▶ _Task statement_
Do not copy the pictures; transcribe all other material exactly.

▶ _Collected material_
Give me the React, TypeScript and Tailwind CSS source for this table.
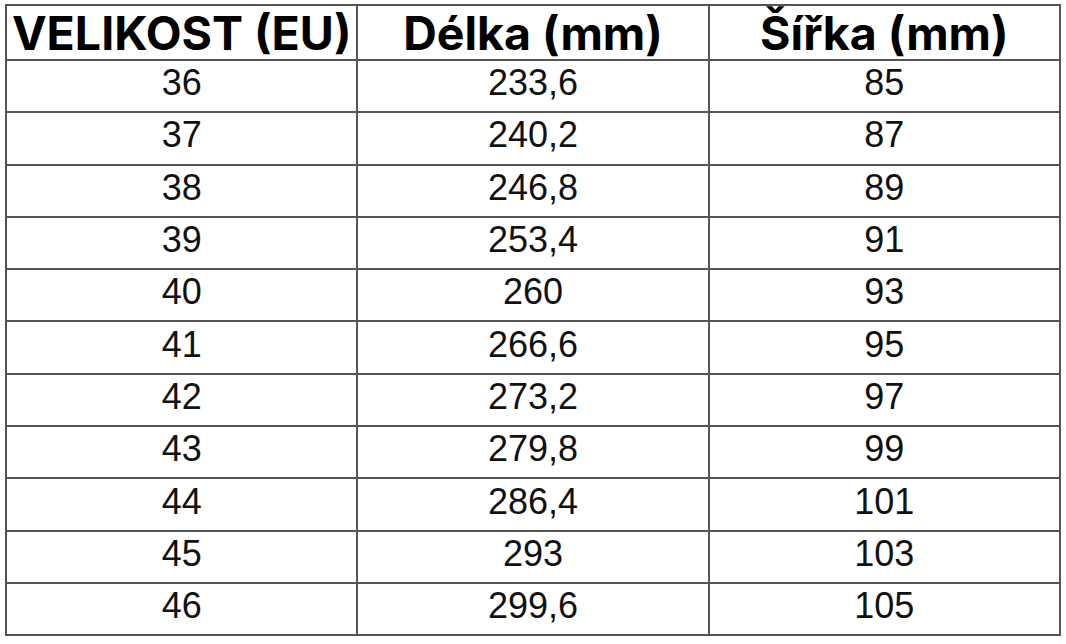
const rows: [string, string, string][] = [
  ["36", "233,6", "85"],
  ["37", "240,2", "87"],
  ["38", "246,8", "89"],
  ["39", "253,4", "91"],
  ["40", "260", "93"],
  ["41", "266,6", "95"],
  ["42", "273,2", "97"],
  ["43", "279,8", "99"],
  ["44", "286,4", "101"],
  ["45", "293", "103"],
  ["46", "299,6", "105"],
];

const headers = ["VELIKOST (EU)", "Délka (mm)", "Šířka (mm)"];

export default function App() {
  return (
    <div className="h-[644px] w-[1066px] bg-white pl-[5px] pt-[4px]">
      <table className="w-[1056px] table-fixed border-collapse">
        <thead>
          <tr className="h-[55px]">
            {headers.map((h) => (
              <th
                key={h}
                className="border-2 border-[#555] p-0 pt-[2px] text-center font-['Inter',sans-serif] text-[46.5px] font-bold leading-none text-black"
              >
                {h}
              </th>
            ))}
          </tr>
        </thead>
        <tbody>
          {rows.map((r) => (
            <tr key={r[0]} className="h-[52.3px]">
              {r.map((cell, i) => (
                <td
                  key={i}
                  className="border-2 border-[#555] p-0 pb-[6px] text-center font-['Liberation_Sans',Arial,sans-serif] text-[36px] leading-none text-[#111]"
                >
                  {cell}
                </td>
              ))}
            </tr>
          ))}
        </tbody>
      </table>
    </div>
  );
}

▶ _Result of this task_
Give me the React, TypeScript and Tailwind CSS source for this table.
const rows: [string, string, string][] = [
  ["36", "233,6", "85"],
  ["37", "240,2", "87"],
  ["38", "246,8", "89"],
  ["39", "253,4", "91"],
  ["40", "260", "93"],
  ["41", "266,6", "95"],
  ["42", "273,2", "97"],
  ["43", "279,8", "99"],
  ["44", "286,4", "101"],
  ["45", "293", "103"],
  ["46", "299,6", "105"],
];

const headers = ["VELIKOST (EU)", "Délka (mm)", "Šířka (mm)"];

export default function App() {
  return (
    <div className="h-[644px] w-[1066px] bg-white pl-[5px] pt-[4px]">
      <table className="w-[1056px] table-fixed border-collapse">
        <thead>
          <tr className="h-[55px]">
            {headers.map((h) => (
              <th
                key={h}
                className="border-2 border-[#555] p-0 pt-[2px] text-center font-['Inter',sans-serif] text-[46.5px] font-bold leading-none text-black"
              >
                {h}
              </th>
            ))}
          </tr>
        </thead>
        <tbody>
          {rows.map((r) => (
            <tr key={r[0]} className="h-[52.3px]">
              {r.map((cell, i) => (
                <td
                  key={i}
                  className="border-2 border-[#555] p-0 pb-[6px] text-center font-['Liberation_Sans',Arial,sans-serif] text-[36px] leading-none text-[#111]"
                >
                  {cell}
                </td>
              ))}
            </tr>
          ))}
        </tbody>
      </table>
    </div>
  );
}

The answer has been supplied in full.